Monday, March 30, 2009
Robert Ford: the new face of the Sanford crowd
State Senator Robert Ford is one of the true characters of Southern politics. He always knows how to go out and get some money. Back in the 1990s, video poker was handing out money in various ways to anyone who supported it. Robert Ford was there. Now, that the Sanford/Howard Rich/SCRG crowd is handing out money to whomever supports funding private schools with public tax dollars, Robert Ford is on board. At least Ford does not claim to be a true conservative or true Republican.
Robert Ford is embracing the pseudo conservative concept of spending tax money on private schools by saying that it will help poor children. It is the same mantra that big government liberals use to get tax money every time. They are eager to spend that tax money, without even knowing if the program will work to solve the problem that they claim to want to solve.
Robert Ford and the RINOs who support his spending of taxpayer money on private education do not even pause to consider how their program really will not work. A $4000 tax credit for private school tuition will not empower poor children to go to private schools. In most private schools $4000 will not even cover a semester of tuition. Further, a family would have to have the money to spend in the first place during a year to file for the tax credit at the end of the year.
Also, a growing number of private schools are not too keen on the idea. Their student bodies are limited and many don’t have the capacity to accept new students. Further, there is concern that with government money eventually comes government regulation. That is what happened to private colleges and universities that accepted federal and state tuition assistance programs.
Also, public schools are obligated to provide educational opportunities for the most difficult of students. The physically and mentally challenged, the unruly, the mentally ill, all are to provided some sort of public education. So, if the parents of such a child could scrape up the money with the tax credit assistance, chances are most private schools would deny them admittance. Thus, their child would be left in the same public school with less money.

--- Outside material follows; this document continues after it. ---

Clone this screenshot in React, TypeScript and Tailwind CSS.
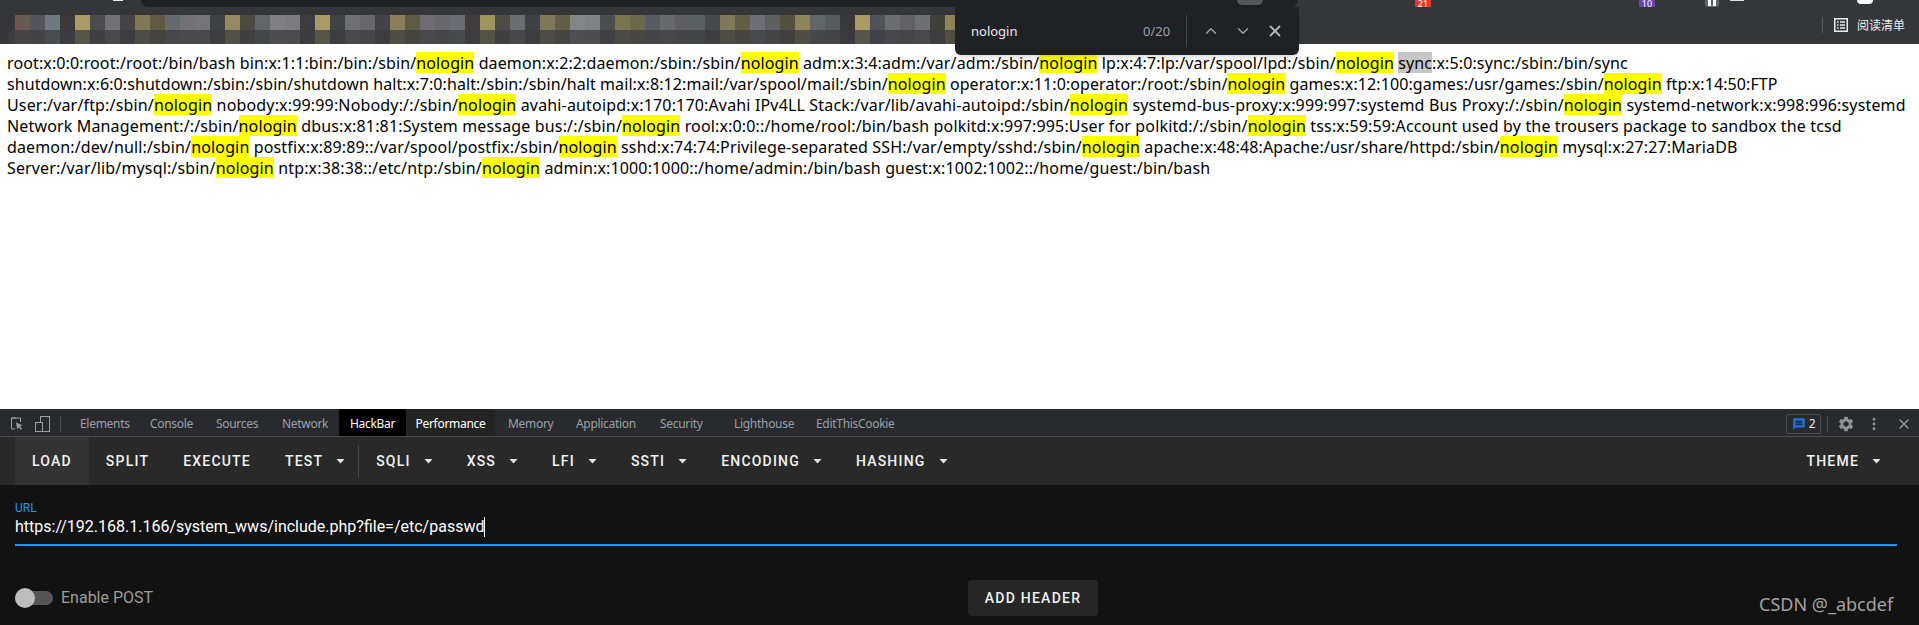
import React from 'react';
import { ChevronUp, ChevronDown, X, EllipsisVertical } from 'lucide-react';
import { MdSettings, MdMessage } from 'react-icons/md';

const blurBlocks = [
  'bg-[#6a5a4e]', 'bg-[#52555a]', 'bg-[#6f7a7e]', 'bg-[#3c383c]', 'bg-[#a89a62]', 'bg-[#4a4c4e]', 'bg-[#727276]',
  'bg-[#454347]', 'bg-[#807a58]', 'bg-[#605a44]', 'bg-[#666b70]', 'bg-[#727276]', 'bg-[#747479]', 'bg-[#404144]',
  'bg-[#948a60]', 'bg-[#4c4a40]', 'bg-[#60666a]', 'bg-[#808084]', 'bg-[#7c7c80]', 'bg-[#3c3d40]', 'bg-[#a89a62]',
  'bg-[#404346]', 'bg-[#6f7073]', 'bg-[#66666c]', 'bg-[#424247]', 'bg-[#8a8058]', 'bg-[#5e5a44]', 'bg-[#706c74]',
  'bg-[#68696c]', 'bg-[#686e74]', 'bg-[#403c3e]', 'bg-[#a0945f]', 'bg-[#4c4c44]', 'bg-[#6c6d70]', 'bg-[#404144]',
  'bg-[#807a58]', 'bg-[#645e48]', 'bg-[#848686]', 'bg-[#808184]', 'bg-[#4b4e4e]', 'bg-[#7a7452]', 'bg-[#6c684c]',
  'bg-[#5a5a62]', 'bg-[#666a6c]', 'bg-[#5e5e60]', 'bg-[#586064]', 'bg-[#46484c]', 'bg-[#807a58]', 'bg-[#645e48]',
  'bg-[#6a7076]', 'bg-[#5e605e]', 'bg-[#54503e]', 'bg-[#8e845c]', 'bg-[#60666a]', 'bg-[#565c5e]', 'bg-[#38393c]',
  'bg-[#a89a62]', 'bg-[#50525a]', 'bg-[#6c6d70]', 'bg-[#626266]', 'bg-[#6c7072]', 'bg-[#403f3a]', 'bg-[#8e8458]',
];

const passwdLines = [
  { text: 'root:x:0:0:root:/root:/bin/bash bin:x:1:1:bin:/bin:/sbin/nologin daemon:x:2:2:daemon:/sbin:/sbin/nologin adm:x:3:4:adm:/var/adm:/sbin/nologin lp:x:4:7:lp:/var/spool/lpd:/sbin/nologin sync:x:5:0:sync:/sbin:/bin/sync', cls: 'tracking-[0.12px]' },
  { text: 'shutdown:x:6:0:shutdown:/sbin:/sbin/shutdown halt:x:7:0:halt:/sbin:/sbin/halt mail:x:8:12:mail:/var/spool/mail:/sbin/nologin operator:x:11:0:operator:/root:/sbin/nologin games:x:12:100:games:/usr/games:/sbin/nologin ftp:x:14:50:FTP', cls: 'tracking-[0.09px]' },
  { text: 'User:/var/ftp:/sbin/nologin nobody:x:99:99:Nobody:/:/sbin/nologin avahi-autoipd:x:170:170:Avahi IPv4LL Stack:/var/lib/avahi-autoipd:/sbin/nologin systemd-bus-proxy:x:999:997:systemd Bus Proxy:/:/sbin/nologin systemd-network:x:998:996:systemd', cls: 'tracking-[0.16px]' },
  { text: 'Network Management:/:/sbin/nologin dbus:x:81:81:System message bus:/:/sbin/nologin rool:x:0:0::/home/rool:/bin/bash polkitd:x:997:995:User for polkitd:/:/sbin/nologin tss:x:59:59:Account used by the trousers package to sandbox the tcsd', cls: 'tracking-[0.155px]' },
  { text: 'daemon:/dev/null:/sbin/nologin postfix:x:89:89::/var/spool/postfix:/sbin/nologin sshd:x:74:74:Privilege-separated SSH:/var/empty/sshd:/sbin/nologin apache:x:48:48:Apache:/usr/share/httpd:/sbin/nologin mysql:x:27:27:MariaDB', cls: 'tracking-[0.14px]' },
  { text: 'Server:/var/lib/mysql:/sbin/nologin ntp:x:38:38::/etc/ntp:/sbin/nologin admin:x:1000:1000::/home/admin:/bin/bash guest:x:1002:1002::/home/guest:/bin/bash', cls: 'tracking-[0.145px]' },
];

const tabs = [
  { label: 'Elements', cls: 'w-[70px]' },
  { label: 'Console', cls: 'w-[66px]' },
  { label: 'Sources', cls: 'w-[66px]' },
  { label: 'Network', cls: 'w-[57px]' },
];

const rightTabs = [
  { label: 'Memory', cls: 'w-[68px]' },
  { label: 'Application', cls: 'w-[84px]' },
  { label: 'Security', cls: 'w-[74px]' },
  { label: 'Lighthouse', cls: 'w-[82px]' },
  { label: 'EditThisCookie', cls: 'w-[100px]' },
];

const Caret = () => (
  <svg width="9" height="5" viewBox="0 0 9 5" className="ml-[13px] text-[#e4e4e4]">
    <path d="M0.5 0 H8.5 L4.5 4.5 Z" fill="currentColor" />
  </svg>
);

const MenuButton = ({ label, caret, active }: { label: string; caret?: boolean; active?: boolean }) => (
  <div className={`flex h-full items-center px-[17px] font-medium text-[14px] tracking-[1.2px] text-[#f2f2f2] ${active ? 'bg-[#333333]' : ''}`}>
    {label}
    {caret && <Caret />}
  </div>
);

// highlights every nologin, plus the grey selected "sync" of the first line
const PasswdLine = ({ text, cls, index }: { text: string; cls: string; index: number }) => {
  const parts = text.split('nologin');
  return (
    <div className={`h-[21px] whitespace-pre ${cls}`}>
      {parts.map((part, i) => {
        const syncAt = index === 0 ? part.indexOf(' sync:x') : -1;
        return (
          <React.Fragment key={i}>
            {syncAt >= 0 ? (
              <>
                {part.slice(0, syncAt + 1)}
                <span className="inline-block bg-[#c6c6c6] pt-[2px] leading-[19px]">sync</span>
                {part.slice(syncAt + 5)}
              </>
            ) : (
              part
            )}
            {i < parts.length - 1 && <span className="inline-block bg-[#ffff00] pt-[2px] leading-[19px]">nologin</span>}
          </React.Fragment>
        );
      })}
    </div>
  );
};

const App = () => {
  return (
    <div className="relative flex h-[625px] w-[1919px] flex-col overflow-hidden bg-white font-['Noto_Sans',sans-serif]">
      {/* Browser chrome */}
      <div className="h-[44px] shrink-0 bg-[#35363a]">
        <div className="flex h-[7px]">
          <div className="ml-[113px] h-[1px] w-[10px] bg-[#e8e8e8]"></div>
          <div className="ml-[18px] flex h-[7px] w-[1157px] justify-end overflow-hidden rounded-b-[10px] bg-[#202124]">
            <div className="mr-[35px] h-[5px] w-[26px] rounded-b-full bg-[#55565a]"></div>
          </div>
          <div className="ml-[117px] h-[7px] w-[16px] bg-[#e5392c] text-center text-[9px] leading-[7px] text-white">21</div>
          <div className="ml-[208px] h-[7px] w-[16px] bg-[#6c3fb5] text-center text-[9px] leading-[7px] text-white">10</div>
          <div className="ml-[50px] flex h-[7px] w-[14px] justify-center gap-[2px] rounded-b-[2px] bg-[#5f6368]">
            <div className="h-[6px] w-[3px] bg-white"></div>
            <div className="h-[6px] w-[3px] bg-white"></div>
          </div>
          <div className="ml-[11px] h-[1px] w-[14px] bg-[#dcdcdc]"></div>
          <div className="ml-[113px] h-[4px] w-[16px] rounded-b-full bg-white"></div>
        </div>
        <div className="flex h-[37px]">
          <div className="ml-[15px] mt-[8px] flex w-[945px] flex-col">
            <div className="flex h-[15px]">
              {blurBlocks.map((cls, i) => (
                <div key={i} className={`h-full w-[15px] ${cls}`}></div>
              ))}
            </div>
            <div className="-ml-[8px] flex h-[14px] rounded-l-[8px] bg-[#3c3d41] pl-[8px]">
              {blurBlocks.map((cls, i) => (
                <div key={i} className={`h-full w-[15px] shrink-0 opacity-25 ${cls}`}></div>
              ))}
            </div>
          </div>
          <div className="ml-[862px] mt-[10px] flex h-[16px] items-center border-l border-[#5a5b5f] pl-[11px] text-[12px] text-[#e8eaed]">
            <svg width="14" height="14" viewBox="0 0 14 14" className="text-[#e8eaed]">
              <rect x="0.75" y="0.75" width="12.5" height="12.5" fill="none" stroke="currentColor" strokeWidth="1.5" />
              <path d="M3 4h1.5M3 7h1.5M3 10h1.5M6 4h5M6 7h5M6 10h5" stroke="currentColor" strokeWidth="1.3" />
            </svg>
            <span className="ml-[9px] font-['Noto_Sans_CJK_SC',sans-serif]">阅读清单</span>
          </div>
        </div>
      </div>

      {/* Page: /etc/passwd output */}
      <div className="h-[365px] shrink-0 bg-white pl-[7px] pt-[8px] text-[16px] leading-[21px] text-black">
        {passwdLines.map((line, i) => (
          <PasswdLine key={i} text={line.text} cls={line.cls} index={i} />
        ))}
      </div>

      {/* Devtools tab strip */}
      <div className="flex h-[28px] shrink-0 items-center border-b border-[#4a4b4e] bg-[#292a2d] pr-[7px] pt-[2px] text-[12px] tracking-[-0.3px] text-[#9aa0a6]">
        <div className="ml-[9px] flex w-[71px] items-center">
          <svg width="16" height="16" viewBox="0 0 16 16" fill="none" className="text-[#9aa0a6]">
            <path d="M7 2H2.5v11H6" stroke="currentColor" strokeWidth="1" />
            <path d="M2.5 2h9v4" stroke="currentColor" strokeWidth="1" />
            <path d="M7 6.5l6.5 2.7-2.6 1 2.2 2.6-1.2 1-2.2-2.6-1.3 2.2z" fill="currentColor" />
          </svg>
          <svg width="16" height="16" viewBox="0 0 16 16" fill="none" className="ml-[10px] text-[#9aa0a6]">
            <rect x="5.5" y="0.5" width="9" height="15" stroke="currentColor" />
            <rect x="0.5" y="6.5" width="7" height="9" fill="#292a2d" stroke="currentColor" />
          </svg>
          <div className="ml-[9px] h-[16px] w-px bg-[#4a4b4e]"></div>
        </div>
        {tabs.map((t) => (
          <div key={t.label} className={t.cls}>{t.label}</div>
        ))}
        <div className="-mt-[2px] flex h-[27px] w-[67px] items-center justify-center self-start bg-black pt-[2px] text-white">HackBar</div>
        <div className="-mt-[2px] flex h-[27px] w-[89px] items-center justify-center self-start bg-[#242424] pt-[2px] text-white">Performance</div>
        <div className="w-[13px]"></div>
        {rightTabs.map((t) => (
          <div key={t.label} className={t.cls}>{t.label}</div>
        ))}
        <div className="ml-auto flex h-[20px] w-[35px] items-center justify-center gap-[3px] rounded-[2px] border border-[#4a4b4e] text-[#e8eaed]">
          <MdMessage size={14} className="text-[#1a73e8]" />
          <span>2</span>
        </div>
        <div className="ml-[6px] h-[16px] w-px bg-[#4a4b4e]"></div>
        <MdSettings size={18} className="ml-[9px] text-[#8f9398]" />
        <EllipsisVertical size={16} strokeWidth={2.4} className="ml-[11px] text-[#8f9398]" />
        <X size={16} strokeWidth={1.8} className="ml-[14px] text-[#9aa0a6]" />
      </div>

      {/* HackBar menu */}
      <div className="flex h-[48px] shrink-0 items-center bg-[#292929] pl-[15px] pr-[21px] font-['Roboto',sans-serif]">
        <MenuButton label="LOAD" active />
        <MenuButton label="SPLIT" />
        <MenuButton label="EXECUTE" />
        <MenuButton label="TEST" caret />
        <div className="-ml-[4px] h-[32px] w-px bg-[#4a4a4a]"></div>
        <MenuButton label="SQLI" caret />
        <MenuButton label="XSS" caret />
        <MenuButton label="LFI" caret />
        <MenuButton label="SSTI" caret />
        <MenuButton label="ENCODING" caret />
        <MenuButton label="HASHING" caret />
        <div className="ml-auto h-full">
          <MenuButton label="THEME" caret />
        </div>
      </div>

      {/* HackBar body */}
      <div className="flex-1 bg-[#121212] px-[15px] pt-[16px] font-['Roboto',sans-serif]">
        <div className="mr-[7px] h-[45px] border-b-2 border-[#2196f3]">
          <div className="h-[14px] text-[12px] leading-[14px] text-[#2196f3]">URL</div>
          <div className="mt-[2px] flex h-[20px] items-center text-[16px] text-white">
            https://192.168.1.166/system_wws/include.php?file=/etc/passwd
            <div className="h-[20px] w-px bg-white"></div>
          </div>
        </div>
        <div className="mt-[34px] flex h-[36px] items-center">
          <div className="flex w-[953px] items-center">
            <div className="relative h-[14px] w-[38px] rounded-full bg-[#555555]">
              <div className="absolute left-0 top-[-3px] h-[20px] w-[20px] rounded-full bg-[#bdbdbd]"></div>
            </div>
            <span className="ml-[8px] text-[16px] text-[#9e9e9e]">Enable POST</span>
          </div>
          <div className="flex h-[36px] w-[130px] items-center justify-center rounded-[4px] bg-[#272727] text-[14px] font-medium tracking-[1.25px] text-[#f2f2f2]">
            ADD HEADER
          </div>
        </div>
      </div>

      {/* Find in page popup */}
      <div className="absolute left-[955px] top-[7px] flex h-[48px] w-[344px] items-center rounded-b-[6px] bg-[#202124] text-[13px] shadow-md">
        <span className="ml-[16px] mt-[2px] w-[172px] text-[#e8eaed]">nologin</span>
        <span className="mt-[2px] w-[43px] text-[#9aa0a6]">0/20</span>
        <div className="h-[32px] w-px bg-[#4a4b4e]"></div>
        <ChevronUp size={18} className="ml-[15px] text-[#9aa0a6]" />
        <ChevronDown size={18} className="ml-[14px] text-[#9aa0a6]" />
        <X size={18} strokeWidth={2.4} className="ml-[14px] text-[#b4b7bb]" />
      </div>

      {/* Watermark */}
      <div className="absolute left-[1759px] top-[592px] text-[18px] leading-[24px] text-[#a3a3a3]">CSDN @_abcdef</div>
    </div>
  );
};

export default App;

Then, there is the argument that the money should follow the child. Fair enough. If people have no children in public or private schools, can they be exempt from paying any taxes towards public schools or taxes for private school tuition tax credits? That is where the money should follow the child logic eventually flows to. (For those who think that notion is silly, remember that the TERI program was meant just for teachers but the courts ruled it had to apply to all participants in the state retirement system, and that nearly broke the state.)
Further, do those who support Ford’s bill really believe that it will lead in smaller government spending? Politicians and lobbyists will find a way to replace the money lost from the public education money spent on private school tax credits. Thus, we will have the status quo in public education plus a new government spending plan to assist private schools. It is baffling how so many who see the Earned Income Tax Credit as a government spending plan do not see a private school tuition tax credit as the same.
Even worse, it is a government spending plan that will not help those it claims it will and will do nothing to bring about the needed reforms to public education. It is fitting a liberal Democrat who seems to always be under the influence of the big money spenders of the day is heading the effort this year. It is telling that the Sanford crowd embraces him so eagerly. It seems a lot less about children and a lot more about getting campaign money.